The Missouri Gaming Commission voted 4-0 to revoke the license of the President Casino. It would close by July 1, but the casino still could request a hearing challenging the decision.
"There is a pattern of deliberately putting the President Casino in decline," Commission Chairman James Mathewson said.
Casino revenue has become a more important part of the state's economy since Missouri legalized casino gambling in 1993. State taxes on casinos go largely to education.
The commission's order for disciplinary action states that the company has removed slot machines and game tables and reduced food options and staff. Revenue at the President Casino has declined 48 percent since Pinnacle bought the casino in 2006.
"That casino can generate more and should generate more," Commission Executive Director Gene McNary said.
The order states that the decline in services has "turned a valuable gaming license into an unproductive and substandard casino operation which is harmful to our state and its people."
Pinnacle Entertainment Inc., which owns the casino, is studying its legal options, said spokeswoman Pauline Yoshihashi.
"We are shocked and completely dismayed by the committee's actions," Yoshihashi told The Associated Press. "We've put forth viable plans to either repair or replace the vessel, we've dealt with them in good faith."

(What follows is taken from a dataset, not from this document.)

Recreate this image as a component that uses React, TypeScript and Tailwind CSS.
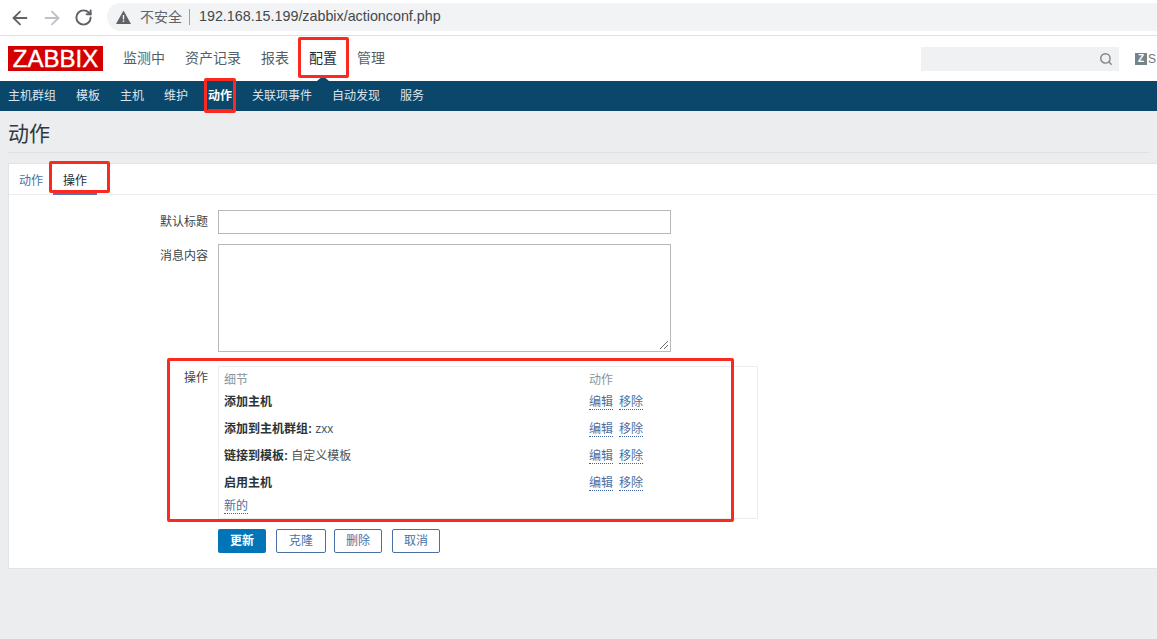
import React from "react";
import { ArrowLeft, ArrowRight, RotateCw, Search } from "lucide-react";

const font = "font-['Liberation_Sans','Noto_Sans_CJK_SC',sans-serif]";

const mainNav = [
  { label: "监测中", w: "w-[42px]" },
  { label: "资产记录", w: "w-[56px]" },
  { label: "报表", w: "w-[28px]" },
  { label: "配置", w: "w-[28px]", active: true },
  { label: "管理", w: "w-[28px]" },
];

const subNav = ["主机群组", "模板", "主机", "维护", "动作", "关联项事件", "自动发现", "服务"];

const ops = [
  { bold: "添加主机", rest: "" },
  { bold: "添加到主机群组:", rest: " zxx" },
  { bold: "链接到模板:", rest: " 自定义模板" },
  { bold: "启用主机", rest: "" },
];

function Link({ children }: { children: React.ReactNode }) {
  return (
    <a className="text-[#4a6fa5] border-b border-dotted border-[#3f62a0] leading-[13px] cursor-pointer">
      {children}
    </a>
  );
}

function RedBox({ className }: { className: string }) {
  return <div className={`absolute border-[3px] border-[#fb2a20] rounded-[2px] pointer-events-none ${className}`} />;
}

export default function App() {
  return (
    <div className={`${font} relative w-[1157px] h-[639px] overflow-hidden bg-[#ebedef] text-[12px] text-[#1f2c33]`}>
      {/* browser bar */}
      <div className="h-[36px] bg-white border-b border-[#dfe1e3] flex items-center">
        <div className="w-[107px] pl-[9px] flex items-center">
          <ArrowLeft size={22} strokeWidth={2} className="text-[#5f6368]" />
          <ArrowRight size={22} strokeWidth={2} className="text-[#bdc1c6] ml-[10px]" />
          <RotateCw size={19} strokeWidth={2.5} className="text-[#5f6368] ml-[11px]" />
        </div>
        <div className="flex-1 h-[28px] mb-px bg-[#f1f3f4] rounded-l-[14px] flex items-center pl-[9px]">
          <svg width="15" height="14" viewBox="0 0 15 14">
            <path d="M7.5 0.5 15 14H0Z" fill="#5f6368" />
            <path d="M6.8 5h1.4v4.6H6.8ZM6.8 10.6h1.4V12H6.8Z" fill="#f1f3f4" />
          </svg>
          <span className="ml-[9px] text-[14px] text-[#5f6368]">不安全</span>
          <span className="ml-[7px] w-px h-[16px] bg-[#9aa0a6]" />
          <span className="ml-[9px] text-[14.3px] text-[#44484c]">192.168.15.199/zabbix/actionconf.php</span>
        </div>
      </div>

      {/* header */}
      <div className="h-[45px] bg-white flex items-center pl-[8px]">
        <div className="w-[95px] h-[25px] bg-[#d40000] text-white text-[24px] leading-[25px] text-center [-webkit-text-stroke:0.4px_white]">
          ZABBIX
        </div>
        <nav className="ml-[20px] flex gap-[20px] text-[14px] text-[#555f66]">
          {mainNav.map((item) => (
            <span key={item.label} className={`${item.w} whitespace-nowrap ${item.active ? "text-[#1f2c33]" : ""}`}>
              {item.label}
            </span>
          ))}
        </nav>
        <div className="ml-auto flex items-center">
          <div className="w-[198px] h-[24px] bg-[#f0f1f2] flex items-center justify-end pr-[6px]">
            <Search size={14} strokeWidth={2.4} className="text-[#7b868c]" />
          </div>
          <div className="ml-[16px] w-[12px] h-[12px] bg-[#76838a] text-white text-[10px] leading-[12px] font-bold text-center">Z</div>
          <span className="ml-[1px] text-[#6b767c] text-[12px] w-[9px] overflow-hidden">S</span>
        </div>
      </div>

      {/* sub nav */}
      <div className="relative h-[30px] bg-[#0b466b] flex items-center pl-[8px] gap-[20px] text-[#dbe5ec]">
        <span className="absolute left-[317px] -top-[5px] w-0 h-0 border-x-[6px] border-x-transparent border-b-[5px] border-b-[#0b466b]" />
        {subNav.map((s) => (
          <span
            key={s}
            className={`h-full flex items-center whitespace-nowrap ${
              s === "动作" ? "text-white font-bold border-y-2 border-t-transparent border-b-[#0a7cc4]" : ""
            }`}
          >
            {s}
          </span>
        ))}
      </div>

      {/* title */}
      <div className="mx-[8px] h-[42px] border-b border-[#dde1e3] flex items-center">
        <h1 className="text-[21px] text-[#30393e] mt-[4px]">动作</h1>
      </div>

      {/* card */}
      <div className="ml-[8px] mt-[10px] h-[406px] bg-white border border-[#dfe4e7] border-r-0">
        <div className="h-[31px] border-b border-[#ebedef] flex pl-[10px] gap-[20px]">
          <span className="pt-[8px] text-[#4a6fa5]">动作</span>
          <span className="relative pt-[8px]">
            操作
            <span className="absolute -left-[10px] -right-[10px] bottom-[-1px] h-[2px] bg-[#5a70b0]" />
          </span>
        </div>

        <div className="pt-[15px]">
          <div className="flex items-center">
            <label className="w-[199px] text-right text-[#3c4549]">默认标题</label>
            <div className="ml-[10px] w-[453px] h-[24px] border border-[#b5b9bb] bg-white" />
          </div>

          <div className="flex mt-[10px]">
            <label className="w-[199px] text-right pt-[3px] text-[#3c4549]">消息内容</label>
            <div className="relative ml-[10px] w-[453px] h-[108px] border border-[#b5b9bb] bg-white">
              <svg className="absolute right-[1px] bottom-[1px]" width="10" height="10" viewBox="0 0 10 10" stroke="#6b6b6b" strokeWidth="1">
                <path d="M1 9 9 1M5 9l4-4" />
              </svg>
            </div>
          </div>

          <div className="flex mt-[14px]">
            <label className="w-[199px] text-right pt-[3px] text-[#3c4549]">操作</label>
            <div className="ml-[10px] w-[540px] h-[153px] border border-[#ebedef] pl-[5px] pt-[4px]">
              <div className="flex h-[14px] text-[#8a9499]">
                <span className="w-[365px]">细节</span>
                <span>动作</span>
              </div>
              {ops.map((op, i) => (
                <div key={op.bold} className={`flex items-center h-[27px] ${i === 0 ? "mt-[3px]" : ""}`}>
                  <span className="w-[365px] text-[#2b3438]">
                    <b>{op.bold}</b>
                    <span className="text-[#4a555b]">{op.rest}</span>
                  </span>
                  <span className="flex gap-[6px] mt-[2px]">
                    <Link>编辑</Link>
                    <Link>移除</Link>
                  </span>
                </div>
              ))}
              <div className="mt-[1px]">
                <Link>新的</Link>
              </div>
            </div>
          </div>

          <div className="flex ml-[209px] mt-[10px]">
            <button className="w-[48px] h-[24px] bg-[#0275b8] text-white rounded-[2px] font-bold">更新</button>
            <button className="ml-[10px] w-[50px] h-[24px] border border-[#4a6fa5] text-[#4a6fa5] rounded-[2px]">克隆</button>
            <button className="ml-[8px] w-[48px] h-[24px] border border-[#4a6fa5] text-[#4a6fa5] rounded-[2px]">删除</button>
            <button className="ml-[10px] w-[48px] h-[24px] border border-[#4a6fa5] text-[#4a6fa5] rounded-[2px]">取消</button>
          </div>
        </div>
      </div>

      {/* annotation boxes */}
      <RedBox className="left-[298px] top-[37px] w-[51px] h-[41px]" />
      <RedBox className="left-[204px] top-[78px] w-[32px] h-[35px]" />
      <RedBox className="left-[49px] top-[161px] w-[61px] h-[32px]" />
      <RedBox className="left-[167px] top-[358px] w-[567px] h-[164px]" />
    </div>
  );
}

Yoshihashi said Pinnacle has paid millions in state and local tax revenues and has created thousands of jobs. She said the casino's decline is due to the economy.
St. Louis City Mayor Francis Slay sent a letter to the commission Tuesday asking for the casino to stay open.
The President Casino sits on the century-old Admiral riverboat permanently moored on the Mississippi River near the Gateway Arch. It is the smallest casino among the six in the St. Louis area and the only one that sits on a riverboat and directly on the river. Flooding over the past several years has frequently forced temporary closures.
The boat needs significant repairs and is unlikely to be certified to carry passengers after July.
Pinnacle owns the nearby Lumiere Place casino. Mathewson said the company has a deliberate policy not to compete with the Lumiere.
In 2009, the President Casino took $23.3 million in revenue, compared with $181.1 million by Lumiere Place, according to the commission.
"Pinnacle is not going to send people to the President when they have the Lumiere up the street," McNary said.
Last year, Pinnacle approached the Missouri Gaming Commission about the possibility of moving the President Casino to a different location. No formal request was ever made, though, after the commission ruled that moving or replacing the President Casino would require Pinnacle to obtain a new license.
Closing the President Casino could affect the entire state by allowing another company to get a casino permit. The number of casinos allowed in Missouri was capped at 13 by a 2008 voter-approved law.
McNary said Pinnacle is "holding the license hostage" and that other companies have expressed interest in buying the license.
Besides the President Casino and Lumiere Place, Pinnacle plans to open a third St. Louis-area casino, in south St. Louis County, in March.